What just happened? The National Highway Traffic Safety Administration (NHTSA) has asked Tesla to recall around 158,000 Model S and Model X vehicles over an issue with their touchscreens that could cause the displays to fail.

The NHTSA writes that it opened an investigation last June into "a potential safety-related defect concerning incidents of media control unit ("MCU") failures resulting in loss of rearview camera and other safety-related vehicle functions." The issue affects certain 2012 - 2018 Tesla Model S sedans and 2016 - 2018 Model X SUVs.

Motherboard reports that the issue stems from the eMMC flash storage chip embedded on the MCU1 board. Experts claim that the Teslas are writing vehicle logs to the chip so often that they burn out. "When this burns out, you wake up to a black screen [in the car's center console.] There's nothing there. No climate control. You can generally drive the car, but it won't charge," said Tesla repair professional Phil Sadow.

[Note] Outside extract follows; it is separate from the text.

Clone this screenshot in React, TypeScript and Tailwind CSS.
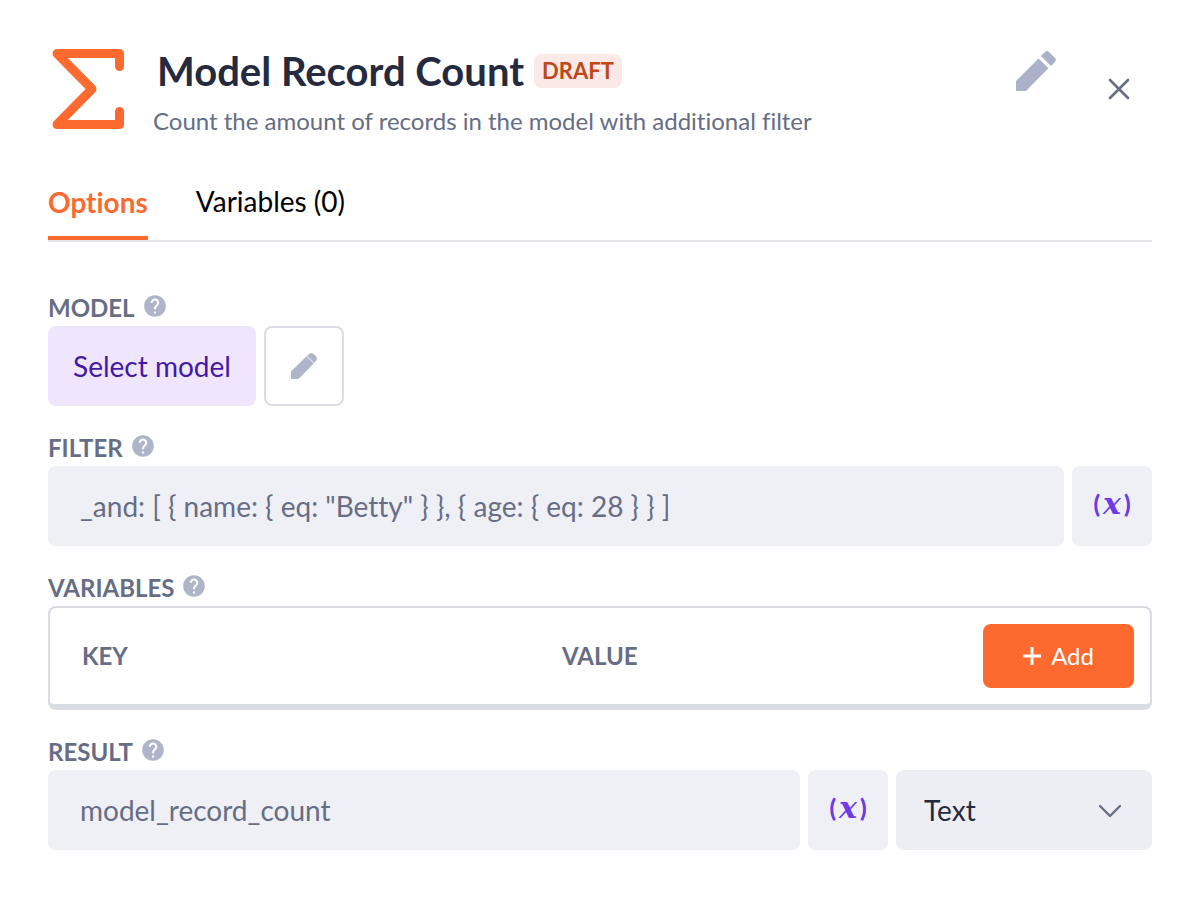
import React, { useState } from "react";
import { MdHelp } from "react-icons/md";

function PencilIcon({ className }: { className: string }) {
  return (
    <svg viewBox="0 0 40 40" className={className} fill="currentColor" aria-hidden="true">
      <path d="M0 30 22.6 7.4 32.4 17.2 10 40H0Z" />
      <path d="M25 5 28.8 1.2Q31 -1 33.2 1.2L38.8 6.8Q41 9 38.8 11.2L35 15Z" />
    </svg>
  );
}

function SolidPencilIcon({ className }: { className: string }) {
  return (
    <svg viewBox="0 0 40 40" className={className} fill="currentColor" aria-hidden="true">
      <path d="M0 28.5 23.9 5.1 34.9 16.1 11.5 40H0Z" />
      <path d="M24.6 4.4 28 1.5Q31.5 -1.2 35 1.5L38.5 5Q41.2 8.5 38.5 12L35.6 15.4Z" />
    </svg>
  );
}

function SigmaIcon() {
  return (
    <svg
      viewBox="0 0 80 82"
      className="h-[82px] w-20 shrink-0"
      fill="none"
      stroke="currentColor"
      strokeWidth="9"
      strokeLinecap="round"
      strokeLinejoin="round"
      aria-hidden="true"
    >
      <path d="M71.5 18.5V5.5H9L44 41 9 76.5H71.5V63.5" />
    </svg>
  );
}

function FieldLabel({ htmlFor, text }: { htmlFor: string; text: string }) {
  return (
    <div className="flex h-9 items-center gap-[7px]">
      <label htmlFor={htmlFor} className="text-2xl font-bold uppercase">
        {text}
      </label>
      <button type="button" aria-label={`Help for ${text}`} className="mb-1 text-[#afb5c8]">
        <MdHelp className="size-[26px]" />
      </button>
    </div>
  );
}

function VariableButton() {
  return (
    <button
      type="button"
      aria-label="Insert variable"
      className="flex size-20 shrink-0 items-center justify-center gap-[3px] rounded-lg bg-[#eff0f5] pb-1 text-2xl font-black text-[#6d3be8]"
    >
      <span>(</span>
      <span className="font-['DejaVu_Serif',serif] text-[30px] leading-8 font-bold italic">x</span>
      <span>)</span>
    </button>
  );
}

const inputClass =
  "h-20 min-w-0 flex-1 rounded-lg bg-[#eff0f5] px-8 text-[28px] outline-none placeholder:text-[#666d85] placeholder:opacity-100";

export default function App() {
  const [type, setType] = useState("Text");
  return (
    <main className="bg-white px-12 pt-12 pb-[52px] font-[Lato,sans-serif] text-[#666d85] [font-variant-ligatures:none]">
      <header className="flex items-start">
        <div className="text-[#fc6a2f]">
          <SigmaIcon />
        </div>
        <div className="ml-[25px] min-w-0 flex-1">
          <div className="flex h-[46px] items-center gap-[10px] pl-1">
            <h1 className="text-[40px] leading-[46px] font-bold text-[#262a3f]">Model Record Count</h1>
            <span className="rounded-lg bg-[#fbe9e7] px-2 text-[22px] leading-[34px] font-bold text-[#bf4718]">
              DRAFT
            </span>
          </div>
          <p className="mt-2 text-2xl leading-[38px]">Count the amount of records in the model with additional filter</p>
        </div>
        <button type="button" aria-label="Edit" className="mt-[3px] text-[#abb1c8]">
          <PencilIcon className="size-10" />
        </button>
        <button type="button" aria-label="Close" className="mt-7 mr-5 ml-[50px]">
          <svg viewBox="0 0 26 26" className="size-[26px]" stroke="currentColor" strokeWidth="2.6" strokeLinecap="round" aria-hidden="true">
            <path d="M4 4 22 22M22 4 4 22" />
          </svg>
        </button>
      </header>

      <nav className="mt-[30px] flex gap-12 border-b-2 border-[#e5e6eb] text-[28px] leading-10">
        <button type="button" className="border-b-4 border-[#fc6a2f] pt-3 pb-[14px] font-bold text-[#fc6a2f]">
          Options
        </button>
        <button type="button" className="border-b-4 border-transparent pt-[11px] pb-[15px] text-black">
          Variables (0)
        </button>
      </nav>

      <form className="mt-12 flex flex-col gap-6">
        <div>
          <FieldLabel htmlFor="model" text="Model" />
          <div className="flex gap-2">
            <button id="model" type="button" className="h-20 w-52 rounded-lg bg-[#efe6fd] text-[28px] text-[#4318a8]">
              Select model
            </button>
            <button
              type="button"
              aria-label="Edit model"
              className="flex size-20 items-center justify-center rounded-lg border-2 border-[#dadde4] text-[#afb5c8]"
            >
              <SolidPencilIcon className="size-[26px]" />
            </button>
          </div>
        </div>

        <div>
          <FieldLabel htmlFor="filter" text="Filter" />
          <div className="flex gap-2">
            <input
              id="filter"
              type="text"
              placeholder={'_and: [ { name: { eq: "Betty" } }, { age: { eq: 28 } } ]'}
              className={inputClass}
            />
            <VariableButton />
          </div>
        </div>

        <div>
          <FieldLabel htmlFor="add-variable" text="Variables" />
          <div className="rounded-lg border-2 border-b-[6px] border-[#d9dce3]">
            <table className="w-full table-fixed text-left text-2xl">
              <thead>
                <tr>
                  <th className="pl-8 font-bold">KEY</th>
                  <th className="pl-8 font-bold">VALUE</th>
                  <td className="w-[140px] py-4 pr-4">
                    <div className="flex justify-end">
                      <button
                        id="add-variable"
                        type="button"
                        className="flex h-16 shrink-0 items-center gap-[10px] rounded-lg bg-[#fc6a2f] px-10 text-white"
                      >
                        <svg viewBox="0 0 18 18" className="size-[18px]" stroke="currentColor" strokeWidth="3" aria-hidden="true">
                          <path d="M9 0V18M0 9H18" />
                        </svg>
                        Add
                      </button>
                    </div>
                  </td>
                </tr>
              </thead>
            </table>
          </div>
        </div>

        <div>
          <FieldLabel htmlFor="result" text="Result" />
          <div className="flex gap-2">
            <input id="result" type="text" placeholder="model_record_count" className={inputClass} />
            <VariableButton />
            <div className="relative w-64 shrink-0">
              <select
                aria-label="Result type"
                value={type}
                onChange={(e) => setType(e.target.value)}
                className="h-20 w-full appearance-none rounded-lg bg-[#edeef4] px-7 text-[28px] text-[#262a3f]"
              >
                <option>Text</option>
                <option>Number</option>
              </select>
              <svg
                viewBox="0 0 24 14"
                className="pointer-events-none absolute top-[34px] right-[30px] h-[14px] w-6"
                fill="none"
                stroke="currentColor"
                strokeWidth="2.4"
                strokeLinecap="round"
                strokeLinejoin="round"
                aria-hidden="true"
              >
                <path d="M2 2 12 12 22 2" />
              </svg>
            </div>
          </div>
        </div>
      </form>
    </main>
  );
}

It's believed to take around four years for the flash chips to wear out, though many owners have not experienced the issue. However, according to the NHTSA letter, Tesla confirmed that all the units would "inevitable fail." The company also provided a statistical model of projected weekly MCU repairs from 2020 to 2028, showing replacements peaking in early 2022.

Tesla has tried to fix the issue via over-the-air updates, but the NHTSA believes these have been "substantively insufficient."

The NHTSA has "tentatively" determined that the MCU's failure constitutes "a defect related to motor vehicle safety," and is therefore asking Tesla to issue a recall. Elon Musk's company has until January 27 to respond. Should it refuse to comply, it must provide "a full explanation of its decision."